Modern society tells men to be okay with being secondary providers.

Centuries of instinct tell men that their value is linked to their initiative and competency.

Modern society tells women they’re empowered when they earn more.

Centuries of instinct tell women that being responsible for their man makes romantic admiration difficult.

The conflict between these messages creates the tension couples in this paradigm can’t name but feel every day.

7. Can It Work? Yes—but Only with a Certain Kind of Man and a Certain Kind of Woman

The relationship within this kind of dynamic can thrive if the man leads with character rather than income.

Purpose, discipline, vision, emotional strength, and integrity compensate for money in ways people don’t understand until they experience it.

A woman can out-earn a man, but she cannot out-lead a man who lives his life with conviction.

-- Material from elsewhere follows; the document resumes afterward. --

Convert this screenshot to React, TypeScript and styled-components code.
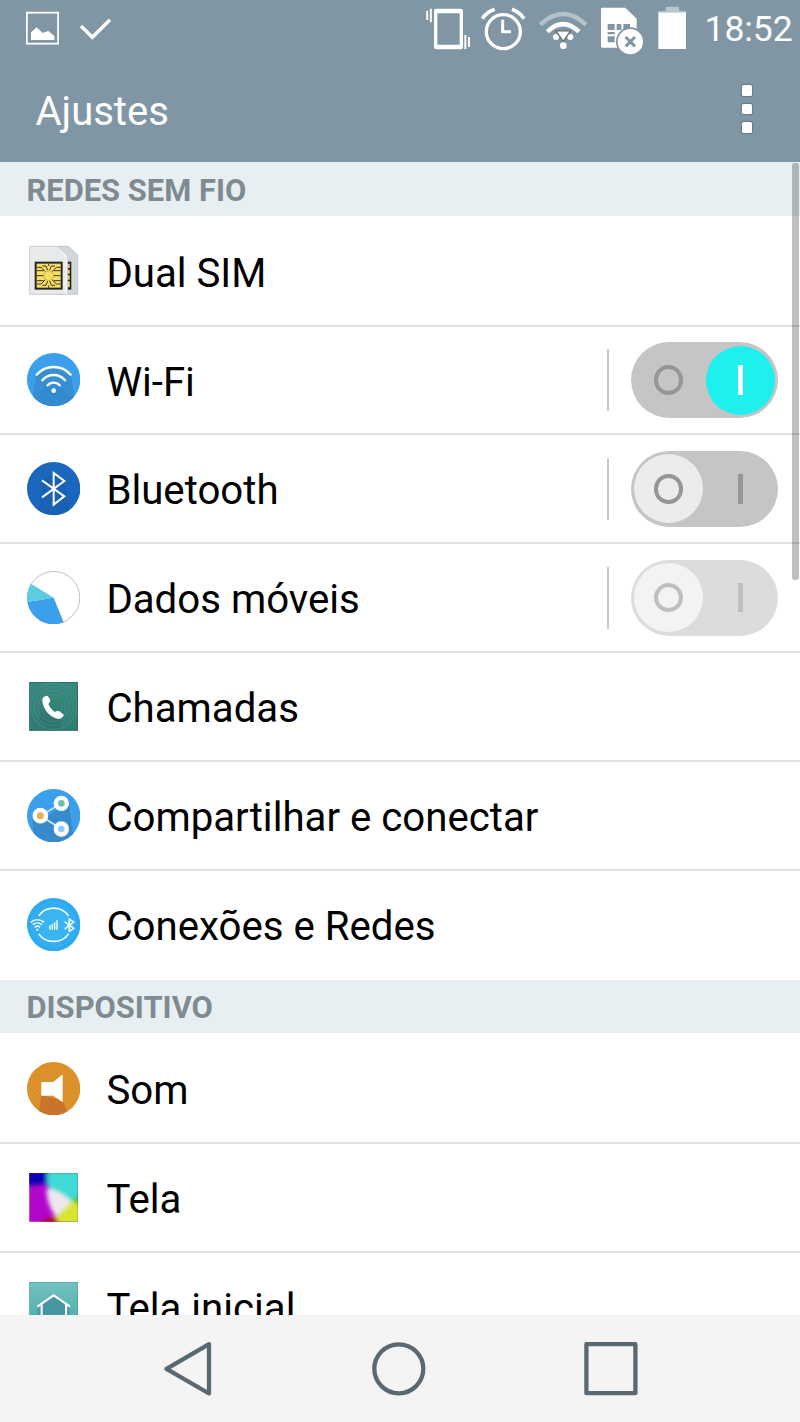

She has to be willing to value partnership more than the polarity.

Some women don’t care who earns more as long as the bond is strong.

These women thrive on emotional intimacy, shared direction, and companionship rather than traditional roles.

Both understand the difference between money and meaning.

Money organizes life.

Meaning organizes love.

As long as a couple can prioritize meaning over money, it doesn’t matter who earns more.

Closing Thoughts 💭

The issue is not that women automatically disrespect men who earn less than they do.

It is that women who make more, and women collectively tend to struggle with that dynamic, also tend to have much less respect for men who also lose themselves within such a dynamic.

And the deeper truth?

A man does not need to be the richest man in the world.

He needs to be the most grounded version of himself.

Respect flows not to the highest earner, but to the one who stands firm when life tilts sideways.

Women tend to lose respect for their man when they gain the burden of performance that he traditionally bears.

Men tend to lose themselves when they lose direction within this dynamic.

The relationship dies not from the imbalance itself, but from the insecurities often created by the imbalance.

And imbalance is not a modern problem—it is as old as humanity itself.